Commentators and some platforms have started to call it the "age verification trap." On one side, lawmakers and regulators are requiring stricter age checks to protect minors. On the other, doing so often means collecting biometric or identity data from exactly the people, children, that privacy laws like COPPA are meant to protect. So platforms are told both "verify age" and "don't over-collect on kids," and the two can feel in tension.
The FTC's narrow path and privacy advocates' pushback
The FTC's February 2026 COPPA policy statement offered a narrow path: it said the agency would use enforcement discretion for operators that collect personal information solely or primarily for age verification, provided they meet conditions on accuracy, security, notice, and retention. Privacy advocates were not reassured. The Electronic Frontier Foundation, for example, has argued that age-verification data collection creates the same risks COPPA is supposed to address, and pointed to incidents like the Discord vendor breach that exposed tens of thousands of ID images. Operators sit in the middle: weak checks draw fines; heavy collection draws privacy risk and a larger breach surface.

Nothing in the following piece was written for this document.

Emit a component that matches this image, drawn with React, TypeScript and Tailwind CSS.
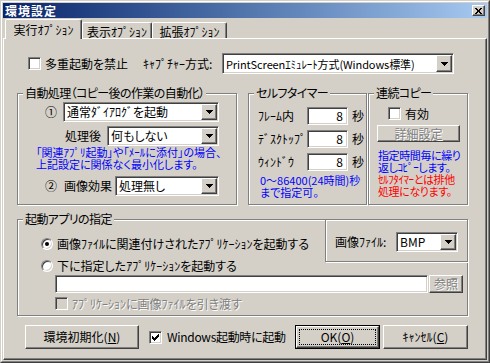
import { ReactNode } from "react";

const raised =
  "border border-t-white border-l-white border-r-[#404040] border-b-[#404040] shadow-[inset_-1px_-1px_0_#808080] bg-[#d4d0c8]";
const sunken =
  "border border-t-[#808080] border-l-[#808080] border-r-white border-b-white shadow-[inset_1px_1px_0_#404040,inset_-1px_-1px_0_#d4d0c8]";
const etched =
  "border border-[#808080] shadow-[inset_1px_1px_0_#ffffff,1px_1px_0_#ffffff]";
const grayText = "text-[#808080] [text-shadow:1px_1px_0_#ffffff]";
const note = "text-[11px] leading-[12px] whitespace-nowrap";

function Arrow() {
  return (
    <svg width="7" height="4" viewBox="0 0 7 4" shapeRendering="crispEdges">
      <path d="M0 0h7v1h-1v1h-1v1h-1v1h-1v-1h-1v-1h-1v-1h-1z" fill="#000" />
    </svg>
  );
}

interface ComboProps {
  text: string;
  className: string;
  textClass?: string;
}

function Combo({ text, className, textClass = "" }: ComboProps) {
  return (
    <div className={`${sunken} bg-white flex items-stretch p-[1px] ${className}`}>
      <span className={`flex-1 flex items-center pl-[2px] whitespace-nowrap overflow-hidden ${textClass}`}>
        {text}
      </span>
      <span className={`${raised} w-[16px] shrink-0 flex items-center justify-center`}>
        <Arrow />
      </span>
    </div>
  );
}

function Check({ checked, disabled }: { checked?: boolean; disabled?: boolean }) {
  return (
    <span
      className={`${sunken} ${disabled ? "bg-[#d4d0c8]" : "bg-white"} w-[13px] h-[13px] shrink-0 flex items-center justify-center`}
    >
      {checked && (
        <svg width="7" height="7" viewBox="0 0 7 7" shapeRendering="crispEdges">
          <path d="M6 0h1v3h-1v1h-1v1h-1v1h-1v1h-1v-1h-1v-1h-1v-3h1v1h1v1h1v-1h1v-1h1z" fill="#000" />
        </svg>
      )}
    </span>
  );
}

function Radio({ checked }: { checked?: boolean }) {
  return (
    <span
      className={`${sunken} bg-white w-[12px] h-[12px] rounded-full shrink-0 flex items-center justify-center`}
    >
      {checked && <span className="w-[4px] h-[4px] rounded-full bg-black" />}
    </span>
  );
}

interface GroupProps {
  title?: string;
  className: string;
  children: ReactNode;
}

function Group({ title, className, children }: GroupProps) {
  return (
    <div className={`${etched} flex flex-col ${className}`}>
      {title && <Legend text={title} />}
      {children}
    </div>
  );
}

function Legend({ text }: { text: string }) {
  return (
    <span className="-mt-[7px] ml-[5px] px-[2px] self-start bg-[#d4d0c8] whitespace-nowrap tracking-[-0.6px]">
      {text}
    </span>
  );
}

function TimerRow({ label }: { label: string }) {
  return (
    <div className="flex items-center h-[18px] ml-[9px]">
      <span className="w-[49px] whitespace-nowrap">{label}</span>
      <span className={`${sunken} bg-white w-[41px] h-[18px] flex items-center justify-end pr-[4px]`}>
        8
      </span>
      <span className="ml-[4px]">秒</span>
    </div>
  );
}

export default function App() {
  return (
    <div className="w-[490px] h-[363px] bg-[#d4d0c8] border border-t-[#d4d0c8] border-l-[#d4d0c8] border-r-[#404040] border-b-[#404040] text-[12px] leading-[12px] text-black font-['Noto_Sans_CJK_JP','Liberation_Sans',sans-serif] [font-feature-settings:'palt'] select-none">
      <div className="w-full h-full border border-t-white border-l-white border-r-[#808080] border-b-[#808080] p-[1px] flex flex-col">
        {/* title bar */}
        <div className="h-[15px] shrink-0 flex items-center bg-gradient-to-r from-[#0a246a] to-[#a6caf0]">
          <span className="ml-[2px] text-white font-bold tracking-[1px]">環境設定</span>
          <span className={`${raised} ml-auto mr-[2px] w-[13px] h-[11px] flex items-center justify-center`}>
            <svg width="7" height="6" viewBox="0 0 7 6" shapeRendering="crispEdges">
              <path d="M0 0h2v1h1v1h1v-1h1v-1h2v1h-1v1h-1v2h1v1h1v1h-2v-1h-1v-1h-1v1h-1v1h-2v-1h1v-1h1v-2h-1v-1h-1z" fill="#000" />
            </svg>
          </span>
        </div>

        {/* tabs */}
        <div className="h-[20px] shrink-0 flex items-end pl-[2px]">
          <span className="relative z-10 -mb-[1px] w-[77px] h-[20px] pt-[4px] flex justify-center bg-[#d4d0c8] border-t border-l border-r border-t-white border-l-white border-r-[#404040] shadow-[inset_-1px_0_0_#808080] rounded-t-[2px]">
            実行ｵﾌﾟｼｮﾝ
          </span>
          <span className="w-[70px] h-[16px] pt-[3px] flex justify-center border-t border-l border-r border-t-white border-l-white border-r-[#404040] shadow-[inset_-1px_0_0_#808080] rounded-t-[2px]">
            表示ｵﾌﾟｼｮﾝ
          </span>
          <span className="w-[75px] h-[16px] pt-[3px] flex justify-center border-t border-l border-r border-t-white border-l-white border-r-[#404040] shadow-[inset_-1px_0_0_#808080] rounded-t-[2px]">
            拡張ｵﾌﾟｼｮﾝ
          </span>
        </div>

        {/* tab panel */}
        <div className="flex-1 flex flex-col pl-[13px] border border-t-white border-l-white border-r-[#404040] border-b-[#404040] shadow-[inset_-1px_-1px_0_#808080]">
          <div className="mt-[14px] h-[21px] flex items-center">
            <div className="w-[126px] flex items-center">
              <span className="ml-[11px]">
                <Check />
              </span>
              <span className="ml-[4px] whitespace-nowrap">多重起動を禁止</span>
            </div>
            <span className="w-[79px] whitespace-nowrap">ｷｬﾌﾟﾁｬｰ方式:</span>
            <Combo
              text="PrintScreenｴﾐｭﾚｰﾄ方式(Windows標準)"
              className="w-[232px] h-[21px]"
              textClass="text-[11px] tracking-[-0.1px]"
            />
          </div>

          <div className="mt-[19px] flex items-start w-[451px]">
            <Group title="自動処理（コピー後の作業の自動化）" className="w-[220px] h-[112px]">
              <div className="mt-[3px] h-[20px] flex items-center ml-[27px]">
                <span className="w-[18px]">①</span>
                <Combo text="通常ﾀﾞｲｱﾛｸﾞを起動" className="w-[156px] h-[20px]" />
              </div>
              <div className="mt-[4px] h-[20px] flex items-center ml-[47px]">
                <span className="w-[42px] whitespace-nowrap">処理後</span>
                <Combo text="何もしない" className="w-[112px] h-[20px]" />
              </div>
              <div className={`ml-[18px] text-[#0000ff] ${note}`}>
                <div>「関連ｱﾌﾟﾘ起動」や「ﾒｰﾙに添付」の場合、</div>
                <div>上記設定に関係なく最小化します。</div>
              </div>
              <div className="mt-[6px] h-[20px] flex items-center ml-[27px]">
                <span className="w-[19px]">②</span>
                <span className="w-[51px] whitespace-nowrap">画像効果</span>
                <Combo text="処理無し" className="w-[104px] h-[20px]" />
              </div>
            </Group>

            <Group title="セルフタイマー" className="ml-[11px] w-[119px] h-[112px]">
              <div className="mt-[8px] flex flex-col gap-[5px]">
                <TimerRow label="ﾌﾚｰﾑ内" />
                <TimerRow label="ﾃﾞｽｸﾄｯﾌﾟ" />
                <TimerRow label="ｳｨﾝﾄﾞｳ" />
              </div>
              <div className={`mt-[3px] ml-[11px] text-[#0000ff] ${note}`}>
                <div>0～86400(24時間)秒</div>
                <div>まで指定可。</div>
              </div>
            </Group>

            <Group title="連続コピー" className="ml-[1px] w-[100px] h-[112px]">
              <div className="mt-[8px] ml-[19px] h-[13px] flex items-center">
                <Check />
                <span className="ml-[4px]">有効</span>
              </div>
              <div className={`${raised} mt-[5px] ml-[8px] w-[83px] h-[17px] flex items-center justify-center ${grayText}`}>
                詳細設定
              </div>
              <div className={`mt-[7px] ml-[9px] tracking-[-0.4px] ${note}`}>
                <div className="text-[#0000ff]">指定時間毎に繰り</div>
                <div className="text-[#0000ff]">返しｺﾋﾟｰします。</div>
                <div className="text-[#ff0000]">ｾﾙﾌﾀｲﾏｰとは排他</div>
                <div className="text-[#ff0000]">処理になります。</div>
              </div>
            </Group>
          </div>

          <Group className="mt-[14px] w-[451px] h-[97px]">
            <div className="flex items-start">
              <div className="flex flex-col">
                <Legend text="起動アプリの指定" />
                <div className="mt-[12px] ml-[23px] h-[13px] flex items-center">
                  <Radio checked />
                  <span className="ml-[4px] whitespace-nowrap">画像ﾌｧｲﾙに関連付けされたｱﾌﾟﾘｹｰｼｮﾝを起動する</span>
                </div>
                <div className="mt-[9px] ml-[23px] h-[13px] flex items-center">
                  <Radio />
                  <span className="ml-[4px] whitespace-nowrap">下に指定したｱﾌﾟﾘｹｰｼｮﾝを起動する</span>
                </div>
              </div>
              <div className={`${etched} ml-auto -mt-[1px] -mr-[1px] w-[143px] h-[43px]`}>
                <div className="mt-[12px] h-[20px] flex items-center">
                  <span className="ml-[9px] w-[61px] whitespace-nowrap">画像ﾌｧｲﾙ:</span>
                  <Combo text="BMP" className="w-[62px] h-[20px]" />
                </div>
              </div>
            </div>
            <div className="mt-[3px] ml-[37px] flex items-center">
              <span className={`${sunken} bg-white w-[373px] h-[18px]`} />
              <span className={`${raised} ml-[1px] w-[34px] h-[18px] flex items-center justify-center ${grayText}`}>
                参照
              </span>
            </div>
            <div className="mt-[4px] ml-[37px] h-[13px] flex items-center">
              <Check disabled />
              <span className={`ml-[4px] whitespace-nowrap ${grayText}`}>ｱﾌﾟﾘｹｰｼｮﾝに画像ﾌｧｲﾙを引き渡す</span>
            </div>
          </Group>

          <div className="mt-[9px] w-[451px] h-[24px] flex items-center">
            <div className={`${raised} ml-[8px] w-[114px] h-[24px] flex items-center justify-center`}>
              環境初期化(<span className="underline">N</span>)
            </div>
            <span className="ml-[10px]">
              <Check checked />
            </span>
            <span className="ml-[5px] whitespace-nowrap tracking-[-0.3px]">Windows起動時に起動</span>
            <div className="ml-auto w-[85px] h-[24px] border border-black flex">
              <div className={`${raised} flex-1 flex p-[2px]`}>
                <div className="flex-1 border border-dotted border-black flex items-center justify-center">
                  OK(<span className="underline">O</span>)
                </div>
              </div>
            </div>
            <div className={`${raised} ml-[3px] w-[85px] h-[24px] flex items-center justify-center`}>
              ｷｬﾝｾﾙ(<span className="underline">C</span>)
            </div>
          </div>
        </div>
      </div>
    </div>
  );
}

The way out: minimise what you collect and keep
Minimise what you collect and keep. Use age verification that does not require storing face images or ID documents. Prefer on-device processing or providers that return only a signed outcome (e.g. "18+") and an audit ID. The less you hold, the easier it is to show you have not kept biometrics or identity data in a form that triggers the sharpest COPPA or GDPR issues. Aim for the outcome regulators ask for, effective age assurance, without building a central store of scans that breach reports feed on. A practical privacy-first flow: integrate once, run ID + liveness the first time (or a short re-check for returning users), and store only a token and an Audit ID for compliance. No IDs or faces on your disks or the vendor’s long-term store keeps you out of the worst version of that trade-off.